More than three million people marched in solidarity in the streets of France afterwards, and around 40 world leaders flew in to Paris to make a statement in defence of the free press.
A special post-attack edition of the newspaper sold more than eight million copies and donations poured in, giving the publication a financial windfall at odds with its anarcho-leftist spirit.
Subscriptions ballooned to more than 200,000 but have now fallen back to around 30,000, with another 20,000 copies sold at newsstands and in shops each week -- more than their sales at the time of the attack.
Thanks to new recruits, around 12 cartoonists are back working on the magazine at a secret, heavily protected office.

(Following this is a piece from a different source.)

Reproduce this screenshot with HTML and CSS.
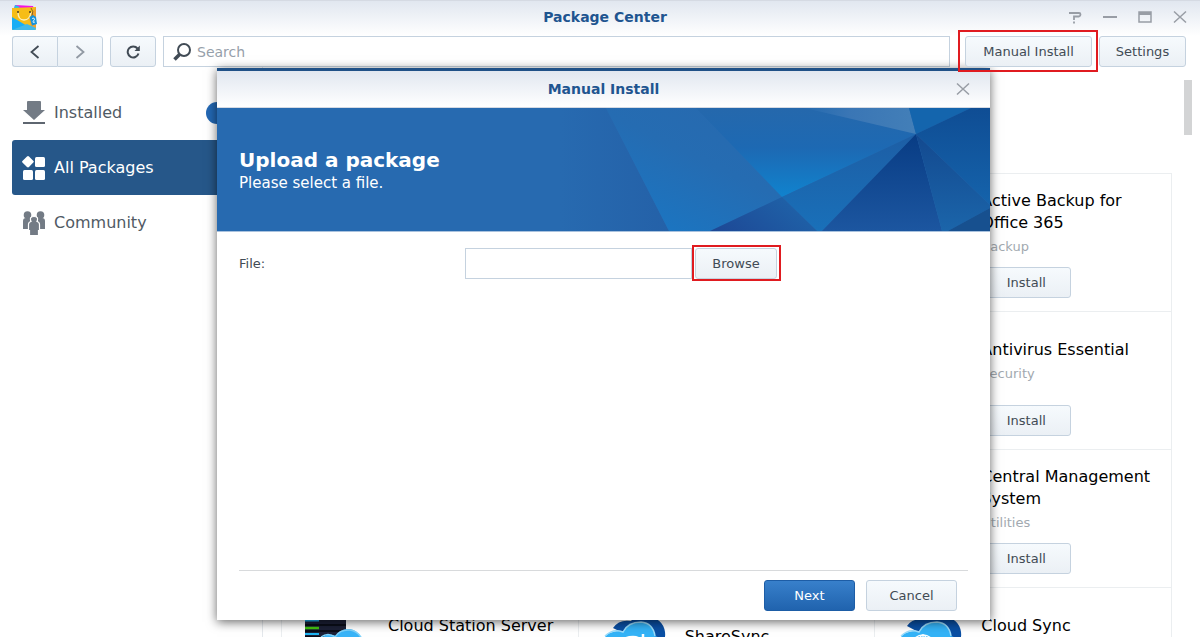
FILE: index.html
```html
<!DOCTYPE html>
<html lang="en">
<head>
<meta charset="utf-8">
<title>Package Center</title>
<link rel="stylesheet" href="styles.css">
</head>
<body>
<div class="window">
  <header class="titlebar">
    <svg class="app-icon" viewBox="0 0 26 26" aria-hidden="true">
      <path d="M2 5 3 1l18 1 1 3z" fill="#f312e4"/>
      <path d="M3 1l5 2-3 2H2z" fill="#18c6ee"/>
      <path d="M0 4l24-1v22q0 1-1 1H1q-1 0-1-1z" fill="#f6bd17"/>
      <path d="M24 3v21l-4 2-3-12z" fill="#f0a12c"/>
      <path d="M0 13l17 10-4 3H1q-1 0-1-1z" fill="#19aef5"/>
      <path d="M0 26l15-6 9 4q0 2-1 2z" fill="#42b9e7"/>
      <path d="M6 8q0 8 6 8t7-8" fill="none" stroke="#fff0b8" stroke-width="1.300"/>
      <circle cx="6" cy="8" r="1" fill="#4a3a1c"/><circle cx="18" cy="8" r="1" fill="#4a3a1c"/>
      <path d="M19 4q3 3 1 8" fill="none" stroke="#6a4b20" stroke-width=".8"/>
      <path d="M17.500 13l3.500-2 3 2 1 7-5 1.500z" fill="#1593dc"/>
      <path d="M20 14.500l2-.5.5 2-1.500 1 .3 1.500 1.700-.5" fill="none" stroke="#fff" stroke-width=".8"/>
    </svg>
    <h1 class="title">Package Center</h1>
    <div class="window-controls">
      <button class="icon-button" aria-label="Help"><svg viewBox="0 0 14 14"><path d="M1 3h10q1.500 0 1.500 1.500T11 6.500H6V10M6 11.500v2" fill="none" stroke="#989da5" stroke-width="1.800"/></svg></button>
      <button class="icon-button" aria-label="Minimize"><svg viewBox="0 0 14 14"><path d="M0 7h14" stroke="#989da5" stroke-width="2"/></svg></button>
      <button class="icon-button" aria-label="Maximize"><svg viewBox="0 0 14 14"><path d="M1 2h12v10H1z" fill="none" stroke="#989da5" stroke-width="1.500"/><path d="M1 2h12v3H1z" fill="#989da5"/></svg></button>
      <button class="icon-button" aria-label="Close"><svg viewBox="0 0 14 14"><path d="M1 1.500l12 11M13 1.500l-12 11" stroke="#989da5" stroke-width="1.500"/></svg></button>
    </div>
  </header>

  <div class="toolbar">
    <div class="nav-group">
      <button class="button nav" aria-label="Back"><svg viewBox="0 0 10 14"><path d="M8.500 1l-7 6 7 6" fill="none" stroke="#414b55" stroke-width="1.800"/></svg></button>
      <button class="button nav" aria-label="Forward"><svg viewBox="0 0 10 14"><path d="M1.500 1l7 6-7 6" fill="none" stroke="#9199a3" stroke-width="1.800"/></svg></button>
    </div>
    <button class="button refresh" aria-label="Refresh"><svg viewBox="0 0 14 14"><path d="M11.500 3.500A5.500 5.500 0 1 0 12.500 8.500" fill="none" stroke="#414b55" stroke-width="2"/><path d="M13.800 0.500v5.500H8.500z" fill="#414b55"/></svg></button>
    <label class="search">
      <svg viewBox="0 0 18 18" aria-hidden="true"><circle cx="11" cy="7" r="6" fill="none" stroke="#414b55" stroke-width="2"/><path d="M6.500 11.500L1.500 16.500" stroke="#414b55" stroke-width="3.500"/></svg>
      <input type="text" placeholder="Search" aria-label="Search">
    </label>
    <div class="marked marked-install"><button class="button">Manual Install</button></div>
    <button class="button">Settings</button>
  </div>

  <div class="body">
    <nav class="sidebar">
      <a class="side-item" href="#installed">
        <svg viewBox="0 0 24 24" aria-hidden="true"><path d="M5 1q0-1 1-1h12q1 0 1 1v8h4L12 19 1 9h4z" fill="#737b85"/><path d="M1 21h22v2H1z" fill="#5e6670"/></svg>
        <span>Installed</span><i class="badge"></i>
      </a>
      <a class="side-item active" href="#all">
        <svg viewBox="0 0 24 24" aria-hidden="true" fill="#fff"><path d="M6 0q.6 0 1 .5L11.500 5q.5.700 0 1.300L7 11q-1 .9-2 0L.4 6.400q-.6-.7 0-1.400L5 .5Q5.500 0 6 0z"/><rect x="13" y="1" width="10" height="10" rx="1.500"/><rect x="1" y="14" width="10" height="10" rx="1.500"/><rect x="13" y="14" width="10" height="10" rx="1.500"/></svg>
        <span>All Packages</span>
      </a>
      <a class="side-item" href="#community">
        <svg viewBox="0 0 24 24" aria-hidden="true" fill="#737b85"><circle cx="5.500" cy="4" r="3.800"/><circle cx="18.500" cy="4" r="3.800"/><path d="M1 18v-8q0-3 3-3h4v11zM23 18v-8q0-3-3-3h-4v11z"/><path d="M7.500 24.500v-5H6.500v-6q0-2.500 2.500-3-2-5 3-5t3 5q2.500.5 2.500 3v6h-1v5z" fill="#737b85" stroke="#fff" stroke-width="1.200"/></svg>
        <span>Community</span>
      </a>
    </nav>

    <main class="content">
      <section class="grid">
        <article class="card"></article>
        <article class="card"></article>
        <article class="card">
          <div class="info"><h2>Active Backup for Office 365</h2><p>Backup</p></div>
          <button class="button install">Install</button>
        </article>
        <article class="card"></article>
        <article class="card"></article>
        <article class="card">
          <div class="info"><h2>Antivirus Essential</h2><p>Security</p></div>
          <button class="button install">Install</button>
        </article>
        <article class="card"></article>
        <article class="card"></article>
        <article class="card">
          <div class="info"><h2>Central Management System</h2><p>Utilities</p></div>
          <button class="button install">Install</button>
        </article>
        <article class="card">
          <svg class="pkg" viewBox="0 0 64 64" aria-hidden="true">
            <path d="M-1 0h41v64H-1z" fill="#1c2036"/>
            <path d="M-1 13h41M-1 19h41M-1 25h41" stroke="#05070f" stroke-width="1.500"/>
            <path d="M-1 8.500h14M-1 22h14" stroke="#1fb4f2" stroke-width="2"/><path d="M-1 16h14" stroke="#42c40f" stroke-width="2.500"/>
            <path d="M12 40q0-15 9-17 6-1 9 1 5-8 14-7 11 2 13 16v30H12z" fill="#39b4f8"/>
            <path d="M15 25q7-5 14 0 5-8 15-7 8 1 12 9" fill="none" stroke="#7ed2fb" stroke-width="1.500"/>
          </svg>
          <div class="info"><h2>Cloud Station Server</h2></div>
        </article>
        <article class="card">
          <svg class="pkg" viewBox="0 0 64 64" aria-hidden="true">
            <path d="M10 16q6-9 18-7 4-6 15-5 17 2 19 16 1 8-4 12l-20-2z" fill="#0a4fa4"/>
            <path d="M0 36q-1-14 10-16 6-2 10 0 5-10 18-10 12 1 14 14 8 2 10 12v20H0z" fill="#34b3f7"/>
            <path d="M2 24q8-8 18-4 5-10 18-10 12 1 14 14" fill="none" stroke="#9adcfb" stroke-width="1.500"/>
            <path d="M16 34q3-9 14-9 5 0 8 3M40 22v8h-9" fill="none" stroke="#fff" stroke-width="2.500"/>
          </svg>
          <div class="info"><h2>Cloud Station ShareSync</h2></div>
        </article>
        <article class="card">
          <svg class="pkg" viewBox="0 0 64 64" aria-hidden="true">
            <path d="M8 14q6-9 18-6 6-5 17-4 17 2 19 16 1 8-4 12l-20-2z" fill="#0a4fa4"/>
            <path d="M0 36q-1-14 10-16 6-2 10 0 5-10 18-10 12 1 14 14 8 2 10 12v20H0z" fill="#34b3f7"/>
            <path d="M2 24q8-8 18-4 5-10 18-10 12 1 14 14" fill="none" stroke="#9adcfb" stroke-width="1.500"/>
            <g fill="none" stroke="#fff" stroke-width="1.300"><circle cx="24" cy="35" r="12"/><ellipse cx="24" cy="35" rx="5" ry="12"/><path d="M24 23v24M12 34h24M15 28h18"/></g>
            <circle cx="45" cy="39" r="12" fill="#f8bd32" stroke="#fff" stroke-width="1.500"/>
          </svg>
          <div class="info"><h2>Cloud Sync</h2></div>
        </article>
      </section>
      <div class="scrollbar"></div>
    </main>
  </div>

  <section class="dialog" role="dialog" aria-labelledby="dialog-title">
    <header class="dialog-header">
      <h2 class="title" id="dialog-title">Manual Install</h2>
      <button class="icon-button dialog-close" aria-label="Close dialog"><svg viewBox="0 0 14 14"><path d="M1 1.500l12 11M13 1.500l-12 11" stroke="#989da5" stroke-width="1.500"/></svg></button>
    </header>
    <div class="banner">
      <div class="banner-text">
        <h3>Upload a package</h3>
        <p>Please select a file.</p>
      </div>
      <svg class="facets" viewBox="0 0 430 123" preserveAspectRatio="xMaxYMid slice" aria-hidden="true">
        <defs>
          <linearGradient id="a"><stop offset="0" stop-color="#276ab0"/><stop offset="1" stop-color="#2461a8"/></linearGradient>
          <linearGradient id="b" x1="1" y1="0" x2=".3" y2="1"><stop offset="0" stop-color="#2869ae"/><stop offset=".5" stop-color="#256cb2"/><stop offset="1" stop-color="#1b75c1"/></linearGradient>
          <linearGradient id="c" x1="0" y1="0" x2="0" y2="1"><stop offset="0" stop-color="#2568ac"/><stop offset=".45" stop-color="#1d69b3"/><stop offset="1" stop-color="#1083ce"/></linearGradient>
          <linearGradient id="d"><stop offset="0" stop-color="#246aaf"/><stop offset=".4" stop-color="#3a76b5"/><stop offset="1" stop-color="#437fb8"/></linearGradient>
          <linearGradient id="e" x1="0" y1="0" x2="0" y2="1"><stop offset="0" stop-color="#0f4d94"/><stop offset="1" stop-color="#1563ab"/></linearGradient>
          <linearGradient id="f" x1="0" y1="0" x2="0" y2="1"><stop offset="0" stop-color="#1d5ea5"/><stop offset="1" stop-color="#1970b9"/></linearGradient>
          <linearGradient id="g" x1="0" y1="1" x2="1" y2=".6"><stop offset="0" stop-color="#1d4795"/><stop offset="1" stop-color="#1f62a8"/></linearGradient>
          <linearGradient id="h" x1="0" y1="0" x2="0" y2="1"><stop offset="0" stop-color="#083c84"/><stop offset="1" stop-color="#1c56a0"/></linearGradient>
          <linearGradient id="i" x1="0" y1="0" x2="0" y2="1"><stop offset="0" stop-color="#13498f"/><stop offset="1" stop-color="#1b65aa"/></linearGradient>
        </defs>
        <path d="M0 0h46l63 123H0z" fill="url(#a)"/>
        <path d="M46 0h92l84 89-72 34h-41z" fill="url(#b)"/>
        <path d="M136 0h109l111 26-134 63z" fill="url(#c)"/>
        <path d="M245 0h104l7 26z" fill="url(#d)"/>
        <path d="M349 0h62l-55 26z" fill="#1465ad"/>
        <path d="M411 0h19v97l-74-71z" fill="url(#e)"/>
        <path d="M356 26L222 89l35 34h5z" fill="url(#f)"/>
        <path d="M222 89l35 34H150z" fill="url(#g)"/>
        <path d="M356 26l-94 97h120z" fill="url(#h)"/>
        <path d="M356 26l26 97h6l42-23v-3z" fill="url(#i)"/>
        <path d="M388 123l42-23v23z" fill="#17508f"/>
      </svg>
    </div>
    <form class="dialog-body">
      <label class="file-label" for="file">File:</label>
      <input class="file-input" id="file" type="text">
      <div class="marked marked-browse"><button class="button browse" type="button">Browse</button></div>
    </form>
    <footer class="dialog-footer">
      <button class="button primary">Next</button>
      <button class="button">Cancel</button>
    </footer>
  </section>
</div>
</body>
</html>
```
FILE: styles.css
```css
* { box-sizing: border-box; }

body {
  margin: 0;
  font-family: Verdana, "DejaVu Sans", sans-serif;
  font-size: 13px;
  color: #414b55;
  background: #fff;
}

h1, h2, h3, p { margin: 0; font-weight: normal; }

.window {
  position: relative;
  display: flex;
  flex-direction: column;
  height: 100vh;
  overflow: hidden;
}

.titlebar {
  display: flex;
  align-items: center;
  height: 36px;
  flex: none;
  padding: 0 13px 3px 12px;
  border-top: 1px solid #d5dae3;
  background: linear-gradient(#e1e7f0, #fff);
}

.app-icon { width: 26px; height: 26px; margin-right: 52px; }

.title {
  flex: 1;
  text-align: center;
  font-size: 14px;
  font-weight: bold;
  color: #1f5590;
}

.window-controls { display: flex; gap: 21px; margin-left: -52px; }

.icon-button { display: block; padding: 0; border: 0; background: none; }
.icon-button svg { display: block; width: 14px; height: 14px; }

.toolbar {
  display: flex;
  flex: none;
  height: 31px;
  padding: 0 14px 0 12px;
}

.button {
  height: 31px;
  padding: 0 15px;
  font: inherit;
  color: #414b55;
  border: 1px solid #c5d2df;
  border-radius: 3px;
  background: linear-gradient(#f6fafd, #ebf0f5);
}

.nav-group { display: flex; }
.nav { width: 46px; display: grid; place-items: center; padding: 0; }
.nav svg { width: 10px; height: 14px; }
.nav:first-child { width: 45px; border-radius: 3px 0 0 3px; border-right: 0; }
.nav:last-child { border-radius: 0 3px 3px 0; }
.refresh { width: 46px; display: grid; place-items: center; padding: 0; margin: 0 7px; }
.refresh svg { width: 14px; height: 14px; }

.search {
  display: flex;
  flex: 1;
  align-items: center;
  gap: 6px;
  margin-right: 15px;
  padding-left: 9px;
  border: 1px solid #c5d2df;
}
.search svg { width: 18px; height: 18px; }
.search input { flex: 1; height: 27px; padding: 0; border: 0; outline: 0; font: inherit; font-size: 14px; }
.search input::placeholder { color: #96a0aa; }

.marked { position: relative; z-index: 3; }
.marked::after {
  content: "";
  position: absolute;
  inset: -6px -6px -5px -7px;
  border: 2px solid #e01b20;
  pointer-events: none;
}
.marked-install { margin-right: 7px; }
.marked-install .button { width: 127px; }
.toolbar > .button:last-child { width: 87px; padding: 0; }

.body { display: flex; flex: 1; min-height: 0; }

.sidebar { width: 262px; flex: none; padding: 18px 12px 0; }

.side-item {
  display: flex;
  align-items: center;
  gap: 8px;
  height: 55px;
  padding: 0 10px;
  border-radius: 3px;
  font-size: 16px;
  color: #505a64;
  text-decoration: none;
}
.side-item svg { width: 24px; height: 24px; }
.side-item.active { color: #fff; background: #265789; }
.badge { width: 34px; height: 22px; margin-left: auto; border-radius: 11px; background: #2368b4; }

.content {
  display: flex;
  flex: 1;
  align-items: flex-start;
  border-left: 1px solid #e4e8ec;
  padding-right: 8px;
}

.grid {
  display: grid;
  grid-template-columns: repeat(3, 1fr);
  grid-auto-rows: 138px;
  flex: 1;
  margin: 106px 12px 0 18px;
  border: 1px solid #ebeef0;
  border-width: 1px 0 0 1px;
}

.card {
  display: grid;
  grid-template-columns: 64px 1fr;
  grid-template-rows: 87px 31px;
  column-gap: 18px;
  padding: 6px 20px 0 24px;
  border: 1px solid #ebeef0;
  border-width: 0 1px 1px 0;
}
.pkg { grid-row: 1 / 3; width: 64px; height: 64px; margin-top: 18px; overflow: visible; }
.info { grid-column: 2; grid-row: 1; display: flex; flex-direction: column; justify-content: center; }
.info h2 { font-size: 16px; line-height: 22px; color: #000; }
.info h2:last-child { margin-bottom: 24px; }
.info p { margin-top: 2px; line-height: 22px; color: #a2a9b0; }
.install { grid-column: 2; grid-row: 2; width: 90px; }

.scrollbar { width: 8px; height: 55px; margin-top: 13px; background: #d3d4d5; }

.dialog {
  position: absolute;
  z-index: 2;
  inset: 68px 210px 17px 217px;
  display: flex;
  flex-direction: column;
  border-top: 3px solid #205187;
  background: #fff;
  box-shadow: 0 2px 10px rgba(0, 0, 0, .6);
}

.dialog-header {
  display: flex;
  align-items: center;
  height: 37px;
  flex: none;
  padding-right: 20px;
  background: linear-gradient(#e1e7f0, #fff);
  border-bottom: 1px solid #d5dae3;
}
.dialog-header .title { padding-left: 34px; }

.banner {
  display: flex;
  flex: none;
  justify-content: space-between;
  height: 124px;
  color: #fff;
  background: #276ab0;
  border-bottom: 1px solid #a9c2de;
}
.banner-text { padding: 40px 0 0 22px; }
.banner-text h3 { font-size: 20px; line-height: 24px; font-weight: bold; }
.banner-text p { font-size: 15px; line-height: 22px; }
.facets { width: 430px; height: 123px; }

.dialog-body { display: flex; flex: 1; align-items: flex-start; padding: 16px 22px 0; }
.file-label { width: 226px; line-height: 31px; }
.file-input { width: 227px; height: 31px; padding: 0 8px; border: 1px solid #c5d2df; font: inherit; }
.marked-browse { margin-left: 3px; }
.marked-browse::after { inset: -3px -4px -2px -3px; }
.browse { width: 82px; }

.dialog-footer {
  display: flex;
  justify-content: flex-end;
  gap: 11px;
  margin: 0 22px;
  padding: 9px 11px 9px 0;
  border-top: 1px solid #d8dadc;
}
.dialog-footer .button { width: 91px; }
.dialog-footer .primary {
  color: #fff;
  border-color: #1d5da6;
  background: linear-gradient(#3880cb, #2063ae);
}
```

Controversy is never far away.
A front-page depiction of the Virgin Mary in August suffering from the mpox virus led to two legal complaints from Catholic organisations in France.
A cartoon by Riss in 2016 that linked a child refugee found dead on a beach in Turkey to foreign sexual attackers in Germany caused outrage, as did another the year after poking fun at First Lady Brigitte Macron's age by showing her pregnant.
On the first anniversary of the attack in 2015, Charlie Hebdo published a front-page cartoon of a bearded God-like figure carrying a Kalashnikov rifle.
"One year after, the killer is still on the run," read the title.